Margaret Dora had become Cowburn through marriage and died in Blackpool in 1978

333 Cowbridge Road was built in the late 1880s on what was formerly Ely Road. The occupiers before Sophie Rogan were families with the names Davies, Stephens, Hann, Jones and Lock. Following Sophie, the house was occupied by families with the names Champion and Hill.

Cowbridge Road around 1915, showing 333 on the left
Cowbridge Road East, August 2023, showing 333 on the left
Canton – A Winter Scene by Charles Byrd, showing the rear of Cowbridge Road East

My Dad – An Introduction

My dad can do anything. He created the house I’m sat in right now. He didn’t build it, but he gradually over three decades and shifting trends removed each wall, each ceiling and each floor, replaced them or moved them, sometimes by just inches. The mid-eighties ground floor had an uninterupted view from the front to the rear via archways and a worrying absence of load-bearing walls.

No wall or floor in the house is level, but that’s no surprise as it’s a late Victorian-period house without foundations and it moves regularly.

My dad worked with – in fact relished – these quirks. He was constantly changing and extending out of a passion for doing, or maybe just boredom. It wasn’t his profession but he could construct, demolish and plumb water, gas and electric.

My passion for electrics came from him. He made me a plug-board to play with at the age of 18 months to stop me toddling around the house plugging in appliances. The final straw was my mum waking up boiling hot because I’d plugged in the electric blanket while she slept.

Back to the quirks of this house. I have professionals in replacing the bathroom. In the process of correcting a far from straight wall, they are battening and boarding and shaving a few inches of precious space away, but I understand. The previous incarnation of the bathroom was fascinating in the tiles arrangement due to my dad working with what he had. Hind leg of a dog more than plumb line.

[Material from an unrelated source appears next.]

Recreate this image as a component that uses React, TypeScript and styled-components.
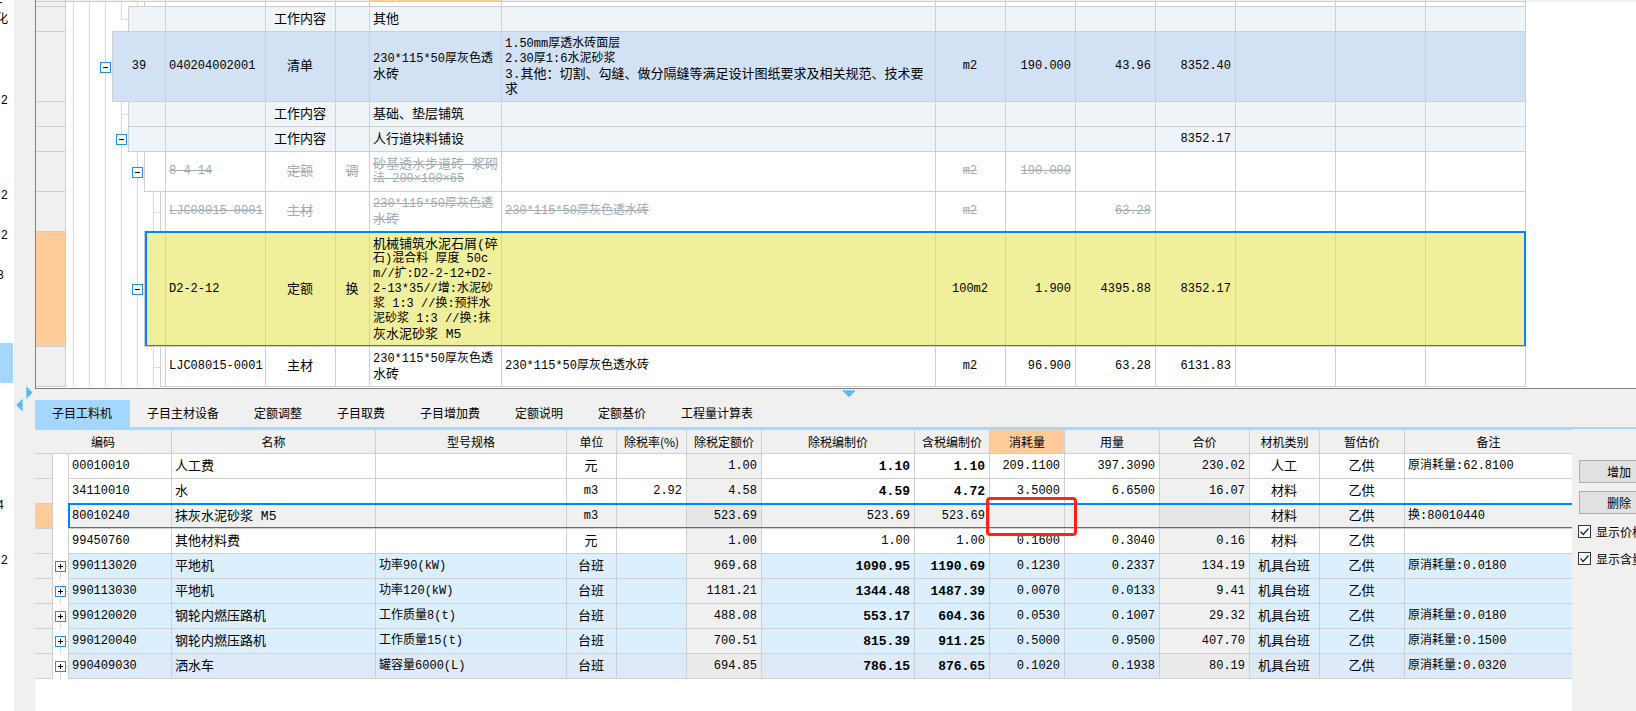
import React, { useState } from "react";
import styled, { createGlobalStyle, css } from "styled-components";

const LINE = "#cfcfcf";
const CHROME = "#f0f0f0";
const PEACH = "#ffcb98";
const SELECT = "#0084ff";
const TAB_BLUE = "#a3d7ff";

const GlobalStyle = createGlobalStyle`
  *, *::before, *::after { box-sizing: border-box; }
  body {
    margin: 0;
    background: #fff;
    color: #000;
    font: 12px/15px "Noto Sans CJK SC", sans-serif;
  }
`;

const Page = styled.div`
  display: flex;
  min-height: 100vh;
  overflow: hidden;
`;

/* ---------- left strip and gutter ---------- */

const Strip = styled.div`
  flex: 0 0 14px;
  overflow: hidden;
  background: #fff;
  font: 12px/15px "Liberation Mono", "Noto Sans CJK SC", monospace;
`;

const StripItem = styled.div<{ $h: number; $pad?: number; $active?: boolean }>`
  display: flex;
  align-items: center;
  justify-content: flex-end;
  height: ${(p) => p.$h}px;
  margin-right: 1px;
  padding-right: ${(p) => p.$pad ?? 5}px;
  background: ${(p) => (p.$active ? TAB_BLUE : "transparent")};
`;

const Gutter = styled.div`
  flex: 0 0 21px;
  padding: 385px 0 0 1px;
  background: ${CHROME};
`;

const Main = styled.main`
  flex: 1;
  min-width: 0;
  display: flex;
  flex-direction: column;
`;

/* ---------- shared table parts ---------- */

const Table = styled.table`
  width: 100%;
  table-layout: fixed;
  border-collapse: separate;
  border-spacing: 0;
  font: 13px/15px "Liberation Mono", "Noto Sans CJK SC", monospace;
`;

const Row = styled.tr<{ $bg?: string }>`
  position: relative;
  background: ${(p) => p.$bg ?? "#fff"};
`;

type Align = "left" | "center" | "right";

const Cell = styled.td<{ $h: number; $align?: Align; $bg?: string; $struck?: boolean }>`
  height: ${(p) => p.$h}px;
  padding: 0 4px 0 3px;
  border-right: 1px solid ${LINE};
  border-bottom: 1px solid ${LINE};
  text-align: ${(p) => p.$align ?? "left"};
  vertical-align: middle;
  white-space: nowrap;
  background: ${(p) => p.$bg ?? "transparent"};
  ${(p) => p.$struck && css`color: #a0abb4;`}
`;

const RowHead = styled.th<{ $h: number; $active?: boolean }>`
  height: ${(p) => p.$h}px;
  padding: 0;
  border-right: 1px solid ${LINE};
  border-bottom: 1px solid ${LINE};
  background: ${(p) => (p.$active ? PEACH : CHROME)};
`;

const Line = styled.span<{ $size: number; $bold?: boolean; $struck?: boolean }>`
  display: block;
  font-size: ${(p) => p.$size}px;
  font-weight: ${(p) => (p.$bold ? 700 : 400)};
  text-decoration: ${(p) => (p.$struck ? "line-through" : "none")};
`;

const SelectionFrame = styled.span<{ $left: number; $right: number }>`
  position: absolute;
  top: -1px;
  right: ${(p) => p.$right}px;
  bottom: 1px;
  left: ${(p) => p.$left}px;
  border: solid ${SELECT};
  border-width: 2px ${(p) => (p.$right ? 2 : 0)}px 1px 2px;
  pointer-events: none;
`;

const ToggleButton = styled.button`
  flex: none;
  display: block;
  width: 11px;
  height: 11px;
  padding: 0;
  border: 1px solid #1e95d4;
  background: #fff;
`;

const Toggle = ({ open, label }: { open: boolean; label: string }) => (
  <ToggleButton type="button" aria-expanded={open} aria-label={label}>
    <svg width="9" height="9" viewBox="0 0 9 9" display="block">
      <path d={open ? "M2 4.5h5" : "M2 4.5h5M4.5 2v5"} stroke="#000" strokeWidth="1" />
    </svg>
  </ToggleButton>
);

/* Lines dominated by digits are set a step smaller than Chinese ones. */
const sizeOf = (text: string, bold?: boolean) => {
  if (bold) return 13;
  const wide = (text.match(/[\u3000-\uffef]/g) || []).length;
  return wide > text.length - wide ? 13 : 12;
};

const Lines = ({ text, bold, struck }: { text?: string; bold?: boolean; struck?: boolean }) => (
  <>
    {(text ? text.split("\n") : []).map((t, i) => (
      <Line key={i} $size={sizeOf(t, bold)} $bold={bold} $struck={struck}>
        {t}
      </Line>
    ))}
  </>
);

/* ---------- upper grid ---------- */

const UpperPane = styled.section`
  padding-bottom: 1px;
  border-left: 1px solid #808086;
  border-bottom: 1px solid #808086;
  background: #fff;
`;

const ThinHead = styled.th<{ $active?: boolean; $filler?: boolean }>`
  height: 2px;
  padding: 0;
  font-size: 0;
  line-height: 0;
  background: ${(p) => (p.$active ? PEACH : CHROME)};
  border-bottom: 1px solid ${(p) => (p.$filler ? CHROME : LINE)};
  border-right: 1px solid ${(p) => (p.$filler ? CHROME : LINE)};
`;

const TreeCell = styled.td<{ $h: number }>`
  height: ${(p) => p.$h}px;
  padding: 0;
  border-right: 1px solid ${LINE};
  background: #fff;
`;

const Filler = styled.td`
  padding: 0;
  background: #fff;
`;

const Branch = styled.div<{ $h: number }>`
  display: flex;
  height: ${(p) => p.$h}px;
`;

type GuideKind = "line" | "elbow" | "tee" | "toggle";

const v = (size: string) => `linear-gradient(#dadada, #dadada) right 7px top / 1px ${size} no-repeat`;
const h = "linear-gradient(#dadada, #dadada) right center / 8px 1px no-repeat";
const guideBackground: Record<GuideKind, string> = {
  line: v("100%"),
  elbow: `${v("50%")}, ${h}`,
  tee: `${v("100%")}, ${h}`,
  toggle: `${v("100%")}, ${h}`,
};

const Guide = styled.span<{ $kind: GuideKind }>`
  flex: 0 0 16px;
  display: flex;
  align-items: center;
  justify-content: flex-end;
  padding-right: 2px;
  background: ${(p) => guideBackground[p.$kind]};
  &:first-child { flex-basis: 15px; }
`;

const Node = styled.span<{ $bg: string }>`
  flex: 1;
  display: flex;
  align-items: center;
  justify-content: center;
  margin-left: -1px;
  border-left: 1px solid ${LINE};
  border-bottom: 1px solid ${LINE};
  box-shadow: 0 -1px 0 ${LINE};
  background: ${(p) => p.$bg};
  font-size: 12px;
`;

type UpperRow = {
  h: number;
  depth: number;
  end?: GuideKind;
  bg?: string;
  struck?: boolean;
  selected?: boolean;
  no?: string;
  code?: string;
  kind?: string;
  mark?: string;
  name?: string;
  spec?: string;
  unit?: string;
  qty?: string;
  price?: string;
  total?: string;
};

const PALE = "#eff4f9";
const upperRows: UpperRow[] = [
  { h: 5, depth: 5 },
  { h: 25, depth: 4, end: "elbow", bg: PALE, kind: "工作内容", name: "其他" },
  {
    h: 70, depth: 3, end: "toggle", bg: "#d2e1f3", no: "39", code: "040204002001", kind: "清单",
    name: "230*115*50厚灰色透\n水砖",
    spec: "1.50mm厚透水砖面层\n2.30厚1:6水泥砂浆\n3.其他：切割、勾缝、做分隔缝等满足设计图纸要求及相关规范、技术要\n求",
    unit: "m2", qty: "190.000", price: "43.96", total: "8352.40",
  },
  { h: 25, depth: 4, end: "tee", bg: PALE, kind: "工作内容", name: "基础、垫层铺筑" },
  { h: 25, depth: 4, end: "toggle", bg: PALE, kind: "工作内容", name: "人行道块料铺设", total: "8352.17" },
  {
    h: 40, depth: 5, end: "toggle", struck: true, code: "8-4-14", kind: "定额", mark: "调",
    name: "砂基透水步道砖 浆砌\n法 200×100×65", unit: "m2", qty: "190.000",
  },
  {
    h: 40, depth: 6, end: "tee", struck: true, code: "LJC08015-0001", kind: "主材",
    name: "230*115*50厚灰色透\n水砖", spec: "230*115*50厚灰色透水砖", unit: "m2", price: "63.28",
  },
  {
    h: 115, depth: 5, end: "toggle", bg: "#f0f09c", selected: true, code: "D2-2-12", kind: "定额", mark: "换",
    name: "机械铺筑水泥石屑(碎\n石)混合料 厚度 50c\nm//扩:D2-2-12+D2-\n2-13*35//增:水泥砂\n浆 1:3 //换:预拌水\n泥砂浆 1:3 //换:抹\n灰水泥砂浆 M5",
    unit: "100m2", qty: "1.900", price: "4395.88", total: "8352.17",
  },
  {
    h: 40, depth: 6, end: "tee", code: "LJC08015-0001", kind: "主材",
    name: "230*115*50厚灰色透\n水砖", spec: "230*115*50厚灰色透水砖", unit: "m2", qty: "96.900", price: "63.28", total: "6131.83",
  },
];

const upperCols: (number | undefined)[] = [30, 100, 100, 70, 34, 132, undefined, 70, 70, 80, 80, 100, 90, 100, 110];

const UpperGrid = () => (
  <UpperPane>
    <Table>
      <colgroup>
        {upperCols.map((w, i) => (
          <col key={i} width={w} />
        ))}
      </colgroup>
      <thead>
        <tr>
          {upperCols.map((_, i) => (
            <ThinHead key={i} $active={i === 5} $filler={i === upperCols.length - 1} />
          ))}
        </tr>
      </thead>
      <tbody>
        {upperRows.map((r, i) => {
          const cell = { $h: r.h, $struck: r.struck };
          const kinds: GuideKind[] = Array.from({ length: r.depth }, (_, d) =>
            d === r.depth - 1 && r.end ? r.end : "line",
          );
          return (
            <Row key={i} $bg={r.bg}>
              <RowHead $h={r.h} $active={r.selected} />
              <TreeCell $h={r.h}>
                <Branch $h={r.h}>
                  {kinds.map((k, d) => (
                    <Guide key={d} $kind={k}>
                      {k === "toggle" && <Toggle open label={`收起 ${r.code ?? r.name}`} />}
                    </Guide>
                  ))}
                  <Node $bg={r.bg ?? "#fff"}>{r.no}</Node>
                </Branch>
              </TreeCell>
              <Cell {...cell}><Lines text={r.code} struck={r.struck} /></Cell>
              <Cell {...cell} $align="center"><Lines text={r.kind} struck={r.struck} /></Cell>
              <Cell {...cell} $align="center"><Lines text={r.mark} struck={r.struck} /></Cell>
              <Cell {...cell}><Lines text={r.name} struck={r.struck} /></Cell>
              <Cell {...cell}><Lines text={r.spec} struck={r.struck} /></Cell>
              <Cell {...cell} $align="center"><Lines text={r.unit} struck={r.struck} /></Cell>
              <Cell {...cell} $align="right"><Lines text={r.qty} struck={r.struck} /></Cell>
              <Cell {...cell} $align="right"><Lines text={r.price} struck={r.struck} /></Cell>
              <Cell {...cell} $align="right"><Lines text={r.total} struck={r.struck} /></Cell>
              <Cell {...cell} />
              <Cell {...cell} />
              <Cell {...cell}>{r.selected && <SelectionFrame $left={109} $right={110} />}</Cell>
              <Filler />
            </Row>
          );
        })}
      </tbody>
    </Table>
  </UpperPane>
);

/* ---------- splitter and tabs ---------- */

const Splitter = styled.div`
  display: flex;
  justify-content: center;
  height: 11px;
  padding: 1px 0 0 27px;
  background: ${CHROME};
`;

const TabList = styled.div`
  display: flex;
  height: 29px;
  border-bottom: 2px solid ${TAB_BLUE};
  background: ${CHROME};
`;

const Tab = styled.button<{ $active: boolean }>`
  padding: 0 18px 2px 17px;
  border: 0;
  background: ${(p) => (p.$active ? TAB_BLUE : "transparent")};
  color: #000;
  font: inherit;
  white-space: nowrap;
`;

const tabs = ["子目工料机", "子目主材设备", "定额调整", "子目取费", "子目增加费", "定额说明", "定额基价", "工程量计算表"];

/* ---------- lower grid ---------- */

const LowerPane = styled.section`
  flex: 1;
  display: flex;
`;

const LowerTableBox = styled.div`
  flex: 1;
  min-width: 0;
  background: #fff;
`;

const HeadCell = styled.th<{ $active?: boolean }>`
  height: 25px;
  padding: 0;
  border: solid ${LINE};
  border-width: 1px 1px 1px 0;
  background: ${(p) => (p.$active ? PEACH : CHROME)};
  font: 12px/15px "Noto Sans CJK SC", sans-serif;
  white-space: nowrap;
  &:last-child { border-right: 0; }
`;

const NoteCell = styled(Cell)`
  border-right: 0;
`;

const TwigCell = styled.td<{ $twig?: boolean }>`
  padding: 0 0 0 2px;
  border-right: 1px solid ${LINE};
  vertical-align: middle;
  background: ${(p) =>
    p.$twig
      ? "linear-gradient(#dadada, #dadada) 7px bottom / 1px 50% no-repeat, linear-gradient(#dadada, #dadada) right center / 3px 1px no-repeat, #fff"
      : "#fff"};
`;

const RedMark = styled.span`
  position: absolute;
  inset: -7px -13px -8px -4px;
  z-index: 1;
  border: 3px solid #ff2412;
  border-radius: 4px;
  pointer-events: none;
`;

const MarkCell = styled(Cell)`
  position: relative;
`;

type LowerRow = {
  group?: boolean;
  bg?: string;
  grey?: string;
  selected?: boolean;
  bold?: boolean;
  v: string[];
};

const SKY = "#dcefff";
const lowerRows: LowerRow[] = [
  { bold: true, v: ["00010010", "人工费", "", "元", "", "1.00", "1.10", "1.10", "209.1100", "397.3090", "230.02", "人工", "乙供", "原消耗量:62.8100"] },
  { bold: true, v: ["34110010", "水", "", "m3", "2.92", "4.58", "4.59", "4.72", "3.5000", "6.6500", "16.07", "材料", "乙供", ""] },
  { selected: true, bg: "#f0f0f0", grey: "#e6e6e6", v: ["80010240", "抹灰水泥砂浆 M5", "", "m3", "", "523.69", "523.69", "523.69", "", "", "", "材料", "乙供", "换:80010440"] },
  { v: ["99450760", "其他材料费", "", "元", "", "1.00", "1.00", "1.00", "0.1600", "0.3040", "0.16", "材料", "乙供", ""] },
  { group: true, bold: true, bg: SKY, v: ["990113020", "平地机", "功率90(kW)", "台班", "", "969.68", "1090.95", "1190.69", "0.1230", "0.2337", "134.19", "机具台班", "乙供", "原消耗量:0.0180"] },
  { group: true, bold: true, bg: SKY, v: ["990113030", "平地机", "功率120(kW)", "台班", "", "1181.21", "1344.48", "1487.39", "0.0070", "0.0133", "9.41", "机具台班", "乙供", ""] },
  { group: true, bold: true, bg: SKY, v: ["990120020", "钢轮内燃压路机", "工作质量8(t)", "台班", "", "488.08", "553.17", "604.36", "0.0530", "0.1007", "29.32", "机具台班", "乙供", "原消耗量:0.0180"] },
  { group: true, bold: true, bg: SKY, v: ["990120040", "钢轮内燃压路机", "工作质量15(t)", "台班", "", "700.51", "815.39", "911.25", "0.5000", "0.9500", "407.70", "机具台班", "乙供", "原消耗量:0.1500"] },
  { group: true, bold: true, bg: "#deeaf8", grey: "#ebebeb", v: ["990409030", "洒水车", "罐容量6000(L)", "台班", "", "694.85", "786.15", "876.65", "0.1020", "0.1938", "80.19", "机具台班", "乙供", "原消耗量:0.0320"] },
];

const lowerCols: (number | undefined)[] = [18, 16, 103, 204, 191, 50, 70, 75, 153, 75, 75, 95, 90, 70, 85, undefined];
const lowerHeads = ["名称", "型号规格", "单位", "除税率(%)", "除税定额价", "除税编制价", "含税编制价", "消耗量", "用量", "合价", "材机类别", "暂估价", "备注"];
const lowerAlign: Align[] = ["left", "left", "left", "center", "right", "right", "right", "right", "right", "right", "right", "center", "center", "left"];

const LowerGrid = () => (
  <Table>
    <colgroup>
      {lowerCols.map((w, i) => (
        <col key={i} width={w} />
      ))}
    </colgroup>
    <thead>
      <tr>
        <HeadCell colSpan={3}>编码</HeadCell>
        {lowerHeads.map((t) => (
          <HeadCell key={t} $active={t === "消耗量"}>{t}</HeadCell>
        ))}
      </tr>
    </thead>
    <tbody>
      {lowerRows.map((r) => (
        <Row key={r.v[0]} $bg={r.bg}>
          <RowHead $h={25} $active={r.selected} />
          <TwigCell $twig={r.group}>
            {r.group && <Toggle open={false} label={`展开 ${r.v[0]}`} />}
          </TwigCell>
          {r.v.map((t, i) => {
            const props = {
              $h: 25,
              $align: lowerAlign[i],
              $bg: i === 5 || i === 10 ? r.grey ?? CHROME : undefined,
            };
            const body = <Lines text={t} bold={r.bold && (i === 6 || i === 7)} />;
            if (i === 13)
              return (
                <NoteCell key={i} {...props}>
                  {body}
                  {r.selected && <SelectionFrame $left={33} $right={0} />}
                </NoteCell>
              );
            if (r.selected && i === 8) return <MarkCell key={i} {...props}><RedMark /></MarkCell>;
            return <Cell key={i} {...props}>{body}</Cell>;
          })}
        </Row>
      ))}
    </tbody>
  </Table>
);

/* ---------- right-hand tools ---------- */

const Tools = styled.aside`
  flex: 0 0 64px;
  min-width: 0;
  overflow: hidden;
  display: flex;
  flex-direction: column;
  align-items: flex-start;
  padding: 31px 0 0 6px;
  background: ${CHROME};
`;

const ToolButton = styled.button`
  flex: none;
  width: 80px;
  height: 23px;
  margin: 0 0 8px 1px;
  padding: 0;
  border: 1px solid #adadad;
  background: #e1e1e1;
  color: #000;
  font: inherit;
`;

const CheckLabel = styled.label`
  display: flex;
  align-items: center;
  gap: 5px;
  height: 15px;
  margin: 2px 0 10px;
  white-space: nowrap;
`;

const CheckBox = styled.input`
  appearance: none;
  flex: none;
  width: 13px;
  height: 13px;
  margin: 0;
  border: 1px solid #333;
  background: #fff;
`;

const CheckWrap = styled.span`
  display: grid;
  > * { grid-area: 1 / 1; }
  > svg { position: relative; pointer-events: none; }
`;

const Check = ({ text }: { text: string }) => {
  const [on, setOn] = useState(true);
  return (
    <CheckLabel>
      <CheckWrap>
        <CheckBox type="checkbox" checked={on} onChange={() => setOn(!on)} />
        <svg width="13" height="13" viewBox="0 0 13 13" fill="none">
          {on && <path d="M2.5 6.5l2.7 3 5.3-6" stroke="#222" strokeWidth="1.2" />}
        </svg>
      </CheckWrap>
      {text}
    </CheckLabel>
  );
};

export default function App() {
  const [active, setActive] = useState(0);
  return (
    <>
      <GlobalStyle />
      <Page lang="zh-CN">
        <Strip>
          <StripItem $h={6} $pad={9}>-</StripItem>
          <StripItem $h={28}>化</StripItem>
          <StripItem $h={134}>2</StripItem>
          <StripItem $h={56}>2</StripItem>
          <StripItem $h={24}>2</StripItem>
          <StripItem $h={56} $pad={9}>3</StripItem>
          <StripItem $h={39} />
          <StripItem $h={40} $active />
          <StripItem $h={95} />
          <StripItem $h={56} $pad={9}>4</StripItem>
          <StripItem $h={54}>2</StripItem>
        </Strip>
        <Gutter>
          <svg width="20" height="28" viewBox="0 0 20 28" fill="none" display="block">
            <path d="M11 0l7 7.5-7 7.5z" fill="#b4e0f8" />
            <path d="M11.500 3l4.500 4.500-4.500 4.500M11.500 6l2 1.500-2 1.500" stroke="#3aa9e4" strokeWidth="1.400" />
            <path d="M8 12.500l-8 7.500 8 7.500z" fill="#b4e0f8" />
            <path d="M7.500 15.500l-4.500 4.500 4.500 4.500M7.500 18.500l-2 1.500 2 1.500" stroke="#3aa9e4" strokeWidth="1.400" />
          </svg>
        </Gutter>
        <Main>
          <UpperGrid />
          <Splitter>
            <svg width="16" height="8" viewBox="0 0 16 8" fill="none">
              <path d="M0 0h16l-8 8z" fill="#b4e0f8" />
              <path d="M3 .5l5 5 5-5M6 .5l2 2 2-2" stroke="#3aa9e4" strokeWidth="1.400" />
            </svg>
          </Splitter>
          <TabList role="tablist">
            {tabs.map((t, i) => (
              <Tab key={t} type="button" role="tab" aria-selected={i === active} $active={i === active} onClick={() => setActive(i)}>
                {t}
              </Tab>
            ))}
          </TabList>
          <LowerPane>
            <LowerTableBox>
              <LowerGrid />
            </LowerTableBox>
            <Tools>
              <ToolButton type="button">增加</ToolButton>
              <ToolButton type="button">删除</ToolButton>
              <Check text="显示价格" />
              <Check text="显示含量" />
            </Tools>
          </LowerPane>
        </Main>
      </Page>
    </>
  );
}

The work under way will take two weeks, and rightly so, it will be a professional and quality job. I joked with my dad as the team clocked off at the end of the first day of work, at 2:30pm I have a stream of memories of dad working on the house until midnight. Once he’d started, he couldn’t stop. I walked into the kitchen one Sunday evening at the age of twelve to see dad in the bathroom above, balancing carefully on the joists because the floor-boards had been removed. “Just replacing the floor, won’t be long, you’ll still have your Sunday bath.”

As we joked about the 2:30pm finish, dad got his serious face on and said to me: “Make sure they use marine ply in that bathroom. It must be marine to withstand moisture. That’s what I used.” Through the early stage of dementia comes recollection, good sense, experience and care. Lots of care.